UnifiedIO 2 contains a large number of tasks, for this initial release we only include
a subset but will add more as we test and verify additional tasks.
### Preprocessing
Pre-processing in UIO2 happens in three stages:
1. Task-specific pre-processing constructs a prompt and builds input and outputs in the supported modalities. This stage needs to resize and pad images into the
correct sizes, and provide masks to show which parts of the image are padding (typically with `unified_io.data.data_utils.resize_and_pad`).
Audio segments need to be converted to mel-spectrograms, which can also be masked if working with
noised data. This stage is implemented by various preprocessing functions in `unified_io.data.preprocessing`.
The demo shows how to do this for raw inputs.
To allow this stage to do different pre-processing during training and testing,
we pass a `is_training` field in sequence_length dictionary to indicate
whether the dataset is being used for training or testing.

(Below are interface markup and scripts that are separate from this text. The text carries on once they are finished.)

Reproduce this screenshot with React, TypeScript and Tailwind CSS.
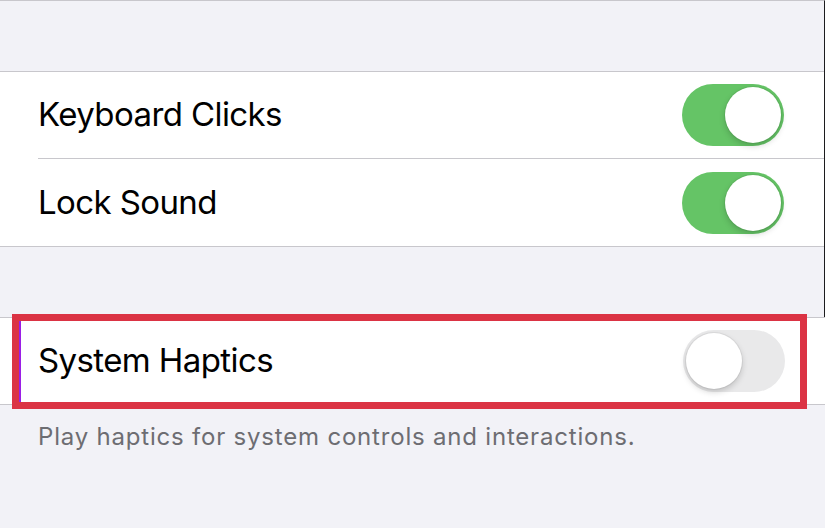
import React from "react";

function Toggle({ on }: { on: boolean }) {
  return (
    <div
      className={
        "relative w-[102px] h-[62px] rounded-full shrink-0 " +
        (on ? "bg-[#65c466]" : "bg-[#e9e9ea]")
      }
    >
      <div
        className={
          "absolute top-[3px] w-[56px] h-[56px] rounded-full bg-white shadow-[0_3px_6px_rgba(0,0,0,0.18),0_0_0_1px_rgba(0,0,0,0.05)] " +
          (on ? "right-[3px]" : "left-[3px]")
        }
      />
    </div>
  );
}

function Row({ label, on, h }: { label: string; on: boolean; h: string }) {
  return (
    <div className={"flex items-center justify-between pl-[38px] pr-[40px] " + h}>
      <span className="text-[33px] text-black tracking-[-0.6px]">{label}</span>
      <Toggle on={on} />
    </div>
  );
}

export default function App() {
  return (
    <div
      className="relative w-[825px] h-[528px] bg-[#f2f2f7] overflow-hidden"
      style={{ fontFamily: "Inter, 'Noto Sans', sans-serif" }}
    >
      <div className="border-t border-[#c8c7cc] border-r border-r-[#1c1c1e]">
        <div className="h-[70px]" />
        <div className="bg-white border-y border-[#c8c7cc]">
          <Row label="Keyboard Clicks" on={true} h="h-[86px]" />
          <div className="ml-[38px] h-px bg-[#c8c7cc]" />
          <Row label="Lock Sound" on={true} h="h-[87px]" />
        </div>
        <div className="h-[70px]" />
      </div>
      <div className="bg-white border-y border-[#c8c7cc]">
        <Row label="System Haptics" on={false} h="h-[86px]" />
      </div>
      <div className="pl-[38px] pt-[14px] text-[24px] leading-[36px] text-[#6d6d72] tracking-[0.8px]">
        Play haptics for system controls and interactions.
      </div>
      <div className="absolute left-[12px] top-[314px] w-[795px] h-[95px] border-[7px] border-[#db3344]">
        <div className="absolute left-0 top-0 bottom-0 w-[2px] bg-[#9a1ee6]" />
      </div>
    </div>
  );
}
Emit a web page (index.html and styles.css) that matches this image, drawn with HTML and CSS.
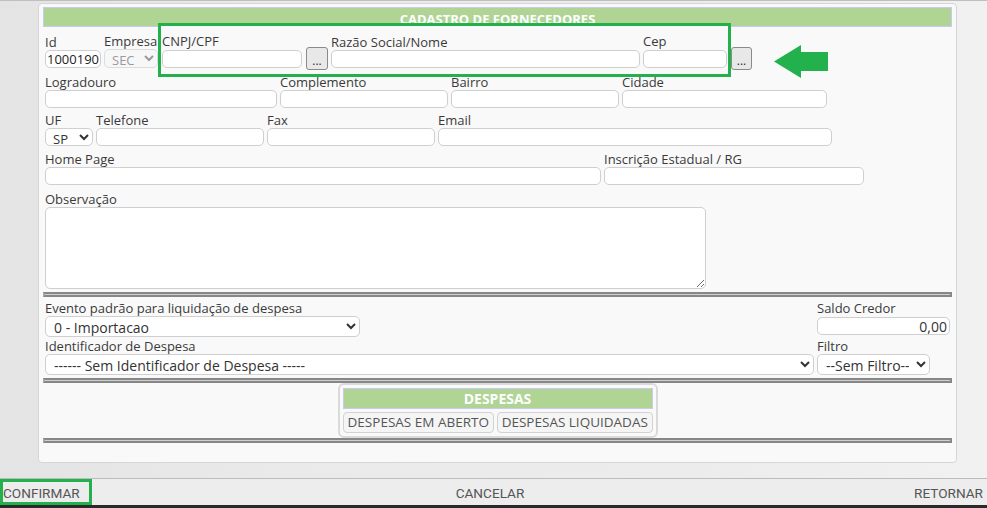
FILE: index.html
```html
<!DOCTYPE html>
<html lang="pt-BR">
<head>
<meta charset="utf-8">
<title>Cadastro de Fornecedores</title>
<link rel="stylesheet" href="styles.css">
</head>
<body>
<div class="page">
  <div class="panel">
    <div class="title">CADASTRO DE FORNECEDORES</div>
    <div class="form">
      <div class="row r1">
        <div class="field w-id"><label>Id</label><input class="inp num" value="1000190"></div>
        <div class="field w-emp"><label>Empresa</label><select class="sel dis h19" disabled><option>SEC</option></select></div>
        <div class="field w-cnpj ml1"><label class="up">CNPJ/CPF</label><input class="inp"></div>
        <button class="dots ml1">...</button>
        <div class="field w-razao"><label>Razão Social/Nome</label><input class="inp"></div>
        <div class="field w-cep"><label class="up">Cep</label><input class="inp"></div>
        <button class="dots ml1 w-dots2">...</button>
      </div>
      <div class="row r2">
        <div class="field w-log"><label>Logradouro</label><input class="inp"></div>
        <div class="field w-168"><label>Complemento</label><input class="inp"></div>
        <div class="field w-168"><label>Bairro</label><input class="inp"></div>
        <div class="field w-cid"><label>Cidade</label><input class="inp"></div>
      </div>
      <div class="row r3">
        <div class="field w-uf"><label>UF</label><select class="sel"><option>SP</option></select></div>
        <div class="field w-168"><label>Telefone</label><input class="inp"></div>
        <div class="field w-168"><label>Fax</label><input class="inp"></div>
        <div class="field w-email"><label>Email</label><input class="inp"></div>
      </div>
      <div class="row r4">
        <div class="field w-home"><label>Home Page</label><input class="inp"></div>
        <div class="field w-ie"><label>Inscrição Estadual / RG</label><input class="inp"></div>
      </div>
      <div class="row r5">
        <div class="field w-obs"><label>Observação</label><textarea class="obs"></textarea></div>
      </div>
      <div class="sep s1"></div>
      <div class="grid2">
        <div class="field"><label>Evento padrão para liquidação de despesa</label><select class="sel big w-evento"><option>0 - Importacao</option></select></div>
        <div class="field"><label>Saldo Credor</label><input class="inp saldo" value="0,00"></div>
        <div class="field"><label>Identificador de Despesa</label><select class="sel big"><option>------ Sem Identificador de Despesa -----</option></select></div>
        <div class="field"><label>Filtro</label><select class="sel big w-filtro"><option>--Sem Filtro--</option></select></div>
      </div>
      <div class="sep s2"></div>
      <div class="desp-wrap">
        <div class="desp">
          <div class="desp-title">DESPESAS</div>
          <div class="desp-btns">
            <button class="dbtn b1">DESPESAS EM ABERTO</button>
            <button class="dbtn b2">DESPESAS LIQUIDADAS</button>
          </div>
        </div>
      </div>
      <div class="sep s3"></div>
    </div>
  </div>
  <div class="footer">
    <span class="f-left">CONFIRMAR</span>
    <span class="f-mid">CANCELAR</span>
    <span class="f-right">RETORNAR</span>
  </div>
  <div class="bottombar"></div>

  <div class="mark-box"></div>
  <svg class="mark-arrow" width="55" height="33" viewBox="0 0 55 33"><polygon points="0,16.5 27,0 27,7 54,7 54,26 27,26 27,33" fill="#22b14c"/></svg>
  <div class="mark-confirm"></div>
</div>
</body>
</html>
```

FILE: styles.css
```css
html, body {
  margin: 0;
  padding: 0;
}
body {
  width: 987px;
  height: 508px;
  overflow: hidden;
  font-family: "Open Sans", "Noto Sans", sans-serif;
  background: linear-gradient(90deg, #e4e4e4 0, #eaeaea 30%, #ececec 70%, #f1f1f1 100%);
}
.page {
  position: relative;
  height: 508px;
  box-sizing: border-box;
  border-top: 1px solid #bfbfbf;
  display: flex;
  flex-direction: column;
}
.panel {
  margin: 2px 0 0 38px;
  width: 919px;
  height: 460px;
  box-sizing: border-box;
  background: #f9f9f9;
  border: 1px solid #d6d6d6;
  border-radius: 4px;
  padding: 3px 4px;
}
.title {
  height: 20px;
  box-sizing: border-box;
  background: #afd494;
  border: 1px solid #c9c9f3;
  color: #fff;
  font-weight: 700;
  font-size: 13px;
  line-height: 22px;
  text-align: center;
  overflow: hidden;
}
.form {
  position: relative;
  z-index: 2;
  padding-top: 6px;
}
.row {
  display: flex;
  align-items: flex-end;
  gap: 3px;
  padding-left: 2px;
  margin-bottom: 5px;
}
.r1 { margin-bottom: 6px; }
.r2 { margin-bottom: 4px; }
.r3 { margin-bottom: 5px; }
.r4 { margin-bottom: 6px; }
.r5 { margin-bottom: 0; }
.field label {
  display: block;
  font-size: 13px;
  line-height: 16px;
  color: #3a3a3a;
  white-space: nowrap;
}
.field label.up { position: relative; top: -1px; }
.inp, .sel, .obs {
  display: block;
  width: 100%;
  height: 18px;
  box-sizing: border-box;
  border: 1px solid #cfcfcf;
  border-radius: 5px;
  background: #fff;
  font-family: "Open Sans", "Noto Sans", sans-serif;
  font-size: 13px;
  color: #333;
  padding: 0 2px;
  margin: 0;
  outline: none;
}
.num { padding: 0 1px; color: #222; }
.sel { padding: 0 3px; color: #333; }
.h19 { height: 19px; }
.sel.dis { background: #f7f7f7; color: #9a9a9a; border-color: #dcdcdc; opacity: 1; }
.ml1 { margin-left: 1px; }
.w-id { width: 56px; }
.w-emp { width: 54px; }
.w-cnpj { width: 140px; }
.w-razao { width: 309px; }
.w-cep { width: 84px; }
.w-log { width: 232px; }
.w-168 { width: 168px; }
.w-cid { width: 205px; }
.w-uf { width: 48px; }
.w-email { width: 394px; }
.w-home { width: 556px; }
.w-ie { width: 260px; }
.w-obs { width: 661px; }
.dots {
  width: 22px;
  height: 23px;
  margin-bottom: -2px;
  box-sizing: border-box;
  border: 1px solid #8a8a8a;
  border-radius: 3px;
  background: #e8e8e8;
  font-family: "Open Sans", sans-serif;
  font-size: 12px;
  color: #333;
  padding: 4px 0 0;
  line-height: 14px;
}
.w-dots2 { width: 21px; }
.obs {
  height: 82px;
  resize: both;
}
.sep {
  height: 5px;
  box-sizing: border-box;
  border: 2px solid #878787;
  border-left-color: #a9a9a9;
  background: #cfcfcf;
}
.s1 { margin-top: 3px; }
.s2 { margin-top: 3px; }
.grid2 {
  display: grid;
  grid-template-columns: 769px 133px;
  column-gap: 3px;
  row-gap: 1px;
  padding-left: 2px;
  margin-top: 3px;
}
.sel.big { height: 21px; padding: 0 4px; font-size: 14px; }
.w-evento { width: 315px; }
.w-filtro { width: 113px; }
.saldo { text-align: right; margin-top: 1px; color: #333; font-size: 14px; }
.desp-wrap {
  display: flex;
  justify-content: center;
}
.desp {
  width: 320px;
  box-sizing: border-box;
  border: 2px solid #dadada;
  border-radius: 6px;
  padding: 3px;
  background: #f9f9f9;
}
.desp-title {
  height: 21px;
  box-sizing: border-box;
  background: #afd494;
  border: 1px solid #c9c9f3;
  color: #fff;
  font-weight: 700;
  font-size: 14px;
  line-height: 19px;
  text-align: center;
}
.desp-btns {
  display: flex;
  gap: 3px;
  margin-top: 3px;
}
.dbtn {
  height: 21px;
  box-sizing: border-box;
  border: 1px solid #d2d2d2;
  border-radius: 4px;
  background: #f5f5f5;
  color: #555;
  font-family: "Open Sans", sans-serif;
  font-size: 13.5px;
  padding: 0;
  line-height: 19px;
  white-space: nowrap;
}
.b1 { width: 152px; }
.b2 { width: 156px; }
.footer {
  margin-top: 15px;
  height: 27px;
  box-sizing: border-box;
  border-top: 1px solid #bcbcbc;
  background: #ededed;
  display: grid;
  grid-template-columns: 1fr auto 1fr;
  align-items: center;
  padding: 2px 4px 0 3px;
  font-family: Roboto, "Liberation Sans", sans-serif;
  font-size: 13.6px;
  color: #555;
}
.f-left { justify-self: start; }
.f-mid { justify-self: center; margin-right: 6px; }
.f-right { justify-self: end; }
.bottombar {
  height: 3px;
  background: #2a2a2a;
}
.mark-box {
  position: absolute;
  left: 158px;
  top: 22px;
  width: 573px;
  height: 54px;
  box-sizing: border-box;
  border: 3px solid #22b14c;
  background: #f9f9f9;
  z-index: 1;
}
.mark-arrow {
  position: absolute;
  left: 774px;
  top: 44px;
}
.mark-confirm {
  position: absolute;
  left: 0;
  top: 478px;
  width: 92px;
  height: 26px;
  box-sizing: border-box;
  border: 3px solid #22b14c;
  z-index: 5;
}
```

2. Next `modality_processing.unified_io_preprocessor` is run. This function does various task-general pre-preprocessing steps,
such as tokenizing the text, and adds empty values for missing modalities so the output dataset has a consistent set of fields.
3. Finally `UnifiedIOFeatureConverter` is applied, this can happen
after multiple datasets have been combined into a `seqio.Mixture`.
This function will make sure the output dataset has a consistent structure and is padded to have
fixed-size tensors, as is needed for jax. This dataset can now be batched and passed directly
into the loss or prediction functions of a UnifiedIO 2 model.
The padding is determined by the sequence_len dictionary.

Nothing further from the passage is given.